Pages as source code
[start]
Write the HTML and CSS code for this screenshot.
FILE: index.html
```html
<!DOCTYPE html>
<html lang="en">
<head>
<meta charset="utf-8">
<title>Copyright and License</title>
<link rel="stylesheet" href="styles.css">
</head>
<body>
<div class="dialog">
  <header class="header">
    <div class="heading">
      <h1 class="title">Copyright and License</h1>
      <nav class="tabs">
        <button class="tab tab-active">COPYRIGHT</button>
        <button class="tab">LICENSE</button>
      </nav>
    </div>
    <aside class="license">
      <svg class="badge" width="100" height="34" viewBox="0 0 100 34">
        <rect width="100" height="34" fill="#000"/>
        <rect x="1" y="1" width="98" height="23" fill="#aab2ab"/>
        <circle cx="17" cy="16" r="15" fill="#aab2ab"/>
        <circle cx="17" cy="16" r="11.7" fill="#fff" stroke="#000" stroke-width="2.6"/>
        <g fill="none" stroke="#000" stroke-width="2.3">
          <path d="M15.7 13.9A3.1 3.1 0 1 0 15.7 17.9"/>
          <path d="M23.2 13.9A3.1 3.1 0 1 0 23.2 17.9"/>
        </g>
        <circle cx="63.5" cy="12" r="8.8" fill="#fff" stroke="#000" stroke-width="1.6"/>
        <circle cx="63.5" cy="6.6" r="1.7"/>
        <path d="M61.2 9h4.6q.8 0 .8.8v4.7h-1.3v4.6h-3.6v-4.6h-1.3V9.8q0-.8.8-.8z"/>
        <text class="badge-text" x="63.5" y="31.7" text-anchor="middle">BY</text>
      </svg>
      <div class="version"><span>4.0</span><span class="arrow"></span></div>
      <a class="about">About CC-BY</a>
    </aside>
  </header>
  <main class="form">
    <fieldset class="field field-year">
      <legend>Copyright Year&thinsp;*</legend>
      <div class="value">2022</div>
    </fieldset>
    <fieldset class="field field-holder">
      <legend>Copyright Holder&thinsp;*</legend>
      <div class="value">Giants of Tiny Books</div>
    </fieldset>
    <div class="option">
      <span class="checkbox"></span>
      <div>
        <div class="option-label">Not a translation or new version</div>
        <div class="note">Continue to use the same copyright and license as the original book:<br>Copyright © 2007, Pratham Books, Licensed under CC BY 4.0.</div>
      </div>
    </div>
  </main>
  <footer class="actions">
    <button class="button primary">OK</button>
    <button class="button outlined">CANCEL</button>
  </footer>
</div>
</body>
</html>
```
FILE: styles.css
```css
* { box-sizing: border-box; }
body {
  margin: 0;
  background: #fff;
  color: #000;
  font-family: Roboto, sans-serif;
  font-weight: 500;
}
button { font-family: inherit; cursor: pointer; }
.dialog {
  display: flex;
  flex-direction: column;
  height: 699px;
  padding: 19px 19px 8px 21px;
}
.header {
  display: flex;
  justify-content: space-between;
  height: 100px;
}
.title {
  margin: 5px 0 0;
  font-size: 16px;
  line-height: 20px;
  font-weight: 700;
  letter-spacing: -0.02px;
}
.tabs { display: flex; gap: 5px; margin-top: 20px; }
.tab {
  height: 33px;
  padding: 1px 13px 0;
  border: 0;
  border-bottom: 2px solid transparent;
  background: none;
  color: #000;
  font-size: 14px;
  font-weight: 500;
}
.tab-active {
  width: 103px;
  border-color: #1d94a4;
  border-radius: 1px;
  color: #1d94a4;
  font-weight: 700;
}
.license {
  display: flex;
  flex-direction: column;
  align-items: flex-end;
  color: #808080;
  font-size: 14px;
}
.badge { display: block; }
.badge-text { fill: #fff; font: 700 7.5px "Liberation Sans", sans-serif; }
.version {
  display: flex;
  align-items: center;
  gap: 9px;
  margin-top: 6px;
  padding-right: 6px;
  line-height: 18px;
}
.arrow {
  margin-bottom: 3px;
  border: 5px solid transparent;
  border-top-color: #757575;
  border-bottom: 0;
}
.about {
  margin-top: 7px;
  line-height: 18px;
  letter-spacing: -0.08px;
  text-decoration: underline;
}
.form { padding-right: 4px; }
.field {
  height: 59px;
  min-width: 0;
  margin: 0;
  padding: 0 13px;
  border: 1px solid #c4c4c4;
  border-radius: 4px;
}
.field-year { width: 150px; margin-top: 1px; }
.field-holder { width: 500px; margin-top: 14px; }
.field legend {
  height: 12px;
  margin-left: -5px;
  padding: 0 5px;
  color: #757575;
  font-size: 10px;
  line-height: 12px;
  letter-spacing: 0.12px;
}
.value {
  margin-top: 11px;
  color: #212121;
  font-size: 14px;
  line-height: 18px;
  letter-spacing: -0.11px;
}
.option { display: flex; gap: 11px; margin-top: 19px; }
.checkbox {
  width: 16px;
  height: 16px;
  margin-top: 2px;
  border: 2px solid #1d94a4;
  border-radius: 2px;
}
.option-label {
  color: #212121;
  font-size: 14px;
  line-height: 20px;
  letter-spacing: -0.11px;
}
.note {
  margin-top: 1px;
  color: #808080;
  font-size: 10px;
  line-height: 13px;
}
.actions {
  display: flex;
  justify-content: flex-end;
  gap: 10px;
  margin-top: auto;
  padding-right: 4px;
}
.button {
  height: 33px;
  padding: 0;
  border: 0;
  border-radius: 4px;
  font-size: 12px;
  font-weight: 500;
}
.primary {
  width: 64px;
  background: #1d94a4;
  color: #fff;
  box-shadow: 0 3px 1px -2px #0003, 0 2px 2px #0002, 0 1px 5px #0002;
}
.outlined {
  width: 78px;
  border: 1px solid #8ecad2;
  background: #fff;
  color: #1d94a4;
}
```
[end]
[start]
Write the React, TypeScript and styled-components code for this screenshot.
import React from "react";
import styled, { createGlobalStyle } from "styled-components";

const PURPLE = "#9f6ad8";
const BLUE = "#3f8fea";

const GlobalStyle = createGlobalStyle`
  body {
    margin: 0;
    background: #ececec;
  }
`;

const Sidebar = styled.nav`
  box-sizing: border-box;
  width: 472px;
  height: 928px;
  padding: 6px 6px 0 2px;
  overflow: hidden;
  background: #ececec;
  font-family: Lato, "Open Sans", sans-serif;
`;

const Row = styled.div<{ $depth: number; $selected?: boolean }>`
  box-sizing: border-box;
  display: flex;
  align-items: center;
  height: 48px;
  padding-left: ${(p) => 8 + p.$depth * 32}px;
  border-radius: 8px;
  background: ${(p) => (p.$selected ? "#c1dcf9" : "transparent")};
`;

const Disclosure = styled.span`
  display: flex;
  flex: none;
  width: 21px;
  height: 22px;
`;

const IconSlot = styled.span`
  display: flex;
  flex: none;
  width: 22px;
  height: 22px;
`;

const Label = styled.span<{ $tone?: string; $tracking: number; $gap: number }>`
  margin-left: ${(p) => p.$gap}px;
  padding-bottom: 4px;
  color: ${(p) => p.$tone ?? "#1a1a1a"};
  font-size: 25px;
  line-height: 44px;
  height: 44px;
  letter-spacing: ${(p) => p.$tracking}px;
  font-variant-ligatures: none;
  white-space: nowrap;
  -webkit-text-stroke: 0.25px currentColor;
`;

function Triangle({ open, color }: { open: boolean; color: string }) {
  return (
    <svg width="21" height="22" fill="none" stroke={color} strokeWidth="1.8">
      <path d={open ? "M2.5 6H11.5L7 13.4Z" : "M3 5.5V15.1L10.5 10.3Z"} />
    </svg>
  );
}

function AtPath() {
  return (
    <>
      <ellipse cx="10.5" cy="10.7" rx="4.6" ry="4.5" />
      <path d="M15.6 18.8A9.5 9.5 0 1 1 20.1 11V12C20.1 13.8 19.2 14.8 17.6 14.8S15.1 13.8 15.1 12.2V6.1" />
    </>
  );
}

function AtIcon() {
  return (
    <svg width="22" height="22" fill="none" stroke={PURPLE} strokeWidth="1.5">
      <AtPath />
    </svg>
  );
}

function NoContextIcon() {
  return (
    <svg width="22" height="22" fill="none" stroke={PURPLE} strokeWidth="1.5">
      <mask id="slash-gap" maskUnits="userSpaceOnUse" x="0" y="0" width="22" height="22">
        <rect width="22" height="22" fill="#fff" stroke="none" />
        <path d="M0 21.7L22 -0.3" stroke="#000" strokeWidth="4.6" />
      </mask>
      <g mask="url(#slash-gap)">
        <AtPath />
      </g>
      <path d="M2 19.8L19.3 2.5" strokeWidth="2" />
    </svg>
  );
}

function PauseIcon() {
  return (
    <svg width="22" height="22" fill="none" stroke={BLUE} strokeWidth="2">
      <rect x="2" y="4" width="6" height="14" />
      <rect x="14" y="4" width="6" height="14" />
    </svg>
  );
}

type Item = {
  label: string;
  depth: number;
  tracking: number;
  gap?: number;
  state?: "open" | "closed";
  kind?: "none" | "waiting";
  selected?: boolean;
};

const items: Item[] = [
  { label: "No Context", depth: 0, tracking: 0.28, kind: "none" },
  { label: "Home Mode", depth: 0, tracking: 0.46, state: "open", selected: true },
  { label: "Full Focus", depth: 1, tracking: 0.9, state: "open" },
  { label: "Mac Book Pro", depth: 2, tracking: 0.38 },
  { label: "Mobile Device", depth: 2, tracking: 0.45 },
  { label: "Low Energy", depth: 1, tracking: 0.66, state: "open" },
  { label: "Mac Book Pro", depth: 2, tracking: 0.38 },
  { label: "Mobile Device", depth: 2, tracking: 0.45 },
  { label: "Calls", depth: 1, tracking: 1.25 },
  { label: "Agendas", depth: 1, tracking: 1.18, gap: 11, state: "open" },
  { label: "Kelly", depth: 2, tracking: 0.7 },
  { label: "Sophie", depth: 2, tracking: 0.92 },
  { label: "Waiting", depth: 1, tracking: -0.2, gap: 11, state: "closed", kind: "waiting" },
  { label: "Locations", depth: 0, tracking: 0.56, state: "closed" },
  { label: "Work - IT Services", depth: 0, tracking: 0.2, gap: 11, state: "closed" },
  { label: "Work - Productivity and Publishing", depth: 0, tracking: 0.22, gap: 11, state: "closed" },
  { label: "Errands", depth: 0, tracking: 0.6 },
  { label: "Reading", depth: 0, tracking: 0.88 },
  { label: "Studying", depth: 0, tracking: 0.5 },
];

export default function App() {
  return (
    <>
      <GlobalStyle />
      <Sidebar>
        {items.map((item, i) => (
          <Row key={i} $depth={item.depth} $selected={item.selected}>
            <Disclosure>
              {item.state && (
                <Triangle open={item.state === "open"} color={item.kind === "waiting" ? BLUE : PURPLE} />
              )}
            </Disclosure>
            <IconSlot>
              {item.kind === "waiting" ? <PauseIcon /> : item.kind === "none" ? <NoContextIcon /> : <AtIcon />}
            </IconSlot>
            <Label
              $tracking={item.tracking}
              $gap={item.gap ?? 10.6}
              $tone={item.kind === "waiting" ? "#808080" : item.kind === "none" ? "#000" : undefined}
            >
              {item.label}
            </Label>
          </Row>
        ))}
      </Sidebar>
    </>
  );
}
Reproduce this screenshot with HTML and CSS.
[end]
● Brief
Scan the listing above and identify each line holding the string "styled"; copy every such line.

● Solution to the problem
Write the React, TypeScript and styled-components code for this screenshot.
import styled, { createGlobalStyle } from "styled-components";
const Sidebar = styled.nav`
const Row = styled.div<{ $depth: number; $selected?: boolean }>`
const Disclosure = styled.span`
const IconSlot = styled.span`
const Label = styled.span<{ $tone?: string; $tracking: number; $gap: number }>`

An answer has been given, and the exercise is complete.